ST. AUGUSTINE, Fla. -- Any holiday weekend is busy in downtown St. Augustine. It means more cars are on the roads and more drivers are looking for places to park.

St. Augustine is looking at ways to ease parking and traffic woes, but one of the suggestions is not sitting well with business owners.

Business owners along San Marco Avenue in St. Augustine say on-street parking is so important for their businesses. And they're asking the city to not get rid of them.

The "Trust the Bus" food truck sits on San Marco Avenue.

Bradley Banion's grill isn't the only thing sizzling there. Parking and traffic are hot topics there too.

"Fewer parking spaces for Uptown is going to be detrimental to business owners," he said.

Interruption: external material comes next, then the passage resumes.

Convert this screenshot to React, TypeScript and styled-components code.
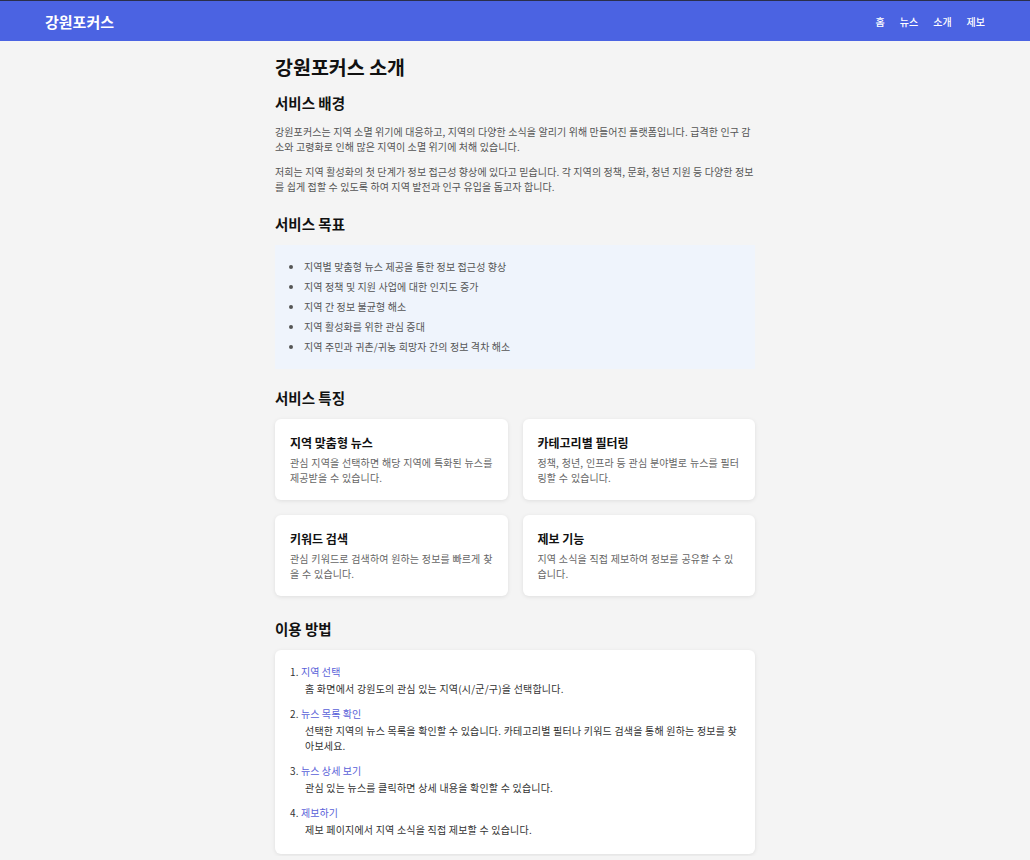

This area is called Uptown. It's the part of San Marco Avenue that runs from the carousel south to the fort.

"They have limited parking in the Uptown area," Banion said.

Many of the shops and businesses here don't have parking lots of their own, and they rely on the parking spaces on the side of the street.

But changes are coming to San Marco. The Florida Department of Transportation plans to resurface the road, which will eliminate 30 percent of on-street parking.

Reuben Franklin of the City of St. Augustine said, "That's all because of sight distance, conflicts with intersections at neighborhoods along the corridor."

The city is also considering a couple more options, such as creating bike lanes or a shared bike and shuttle lane. Shuttles would then take visitors to a satellite parking lot. Those options would cut out all on-street parking.

Banion doesn't like any of it. "It'll hurt me because I'll have less side street parking that people can stop in and say hello or buy food."

Franklin noted, "In areas where we have businesses, like in the Uptown area, we'd look at providing a plan to go forth to get some off-street parking in the vicinity to help compensate for the loss of the on-street parking."

However, man merchants say that still will hurt their business. Many business owners also note that the shuttles -- which would take visitors from satellite parking lots to downtown -- would bypass them altogether.

"Totally," Banion nodded. "It would bypass every one of these businesses that rely on street parking."

Banion and other business owners hope the city cooks up a different idea to handle traffic and parking on San Marco Avenue. He says tourists want to park close to the places they visit.

"The tourists," Banion stated. "That's our big machine. If you stop that, that'll hurt our economy."

Many business owners along San Marco plan to meet June 14. They're hoping representatives from the city will join them to talk about this issue.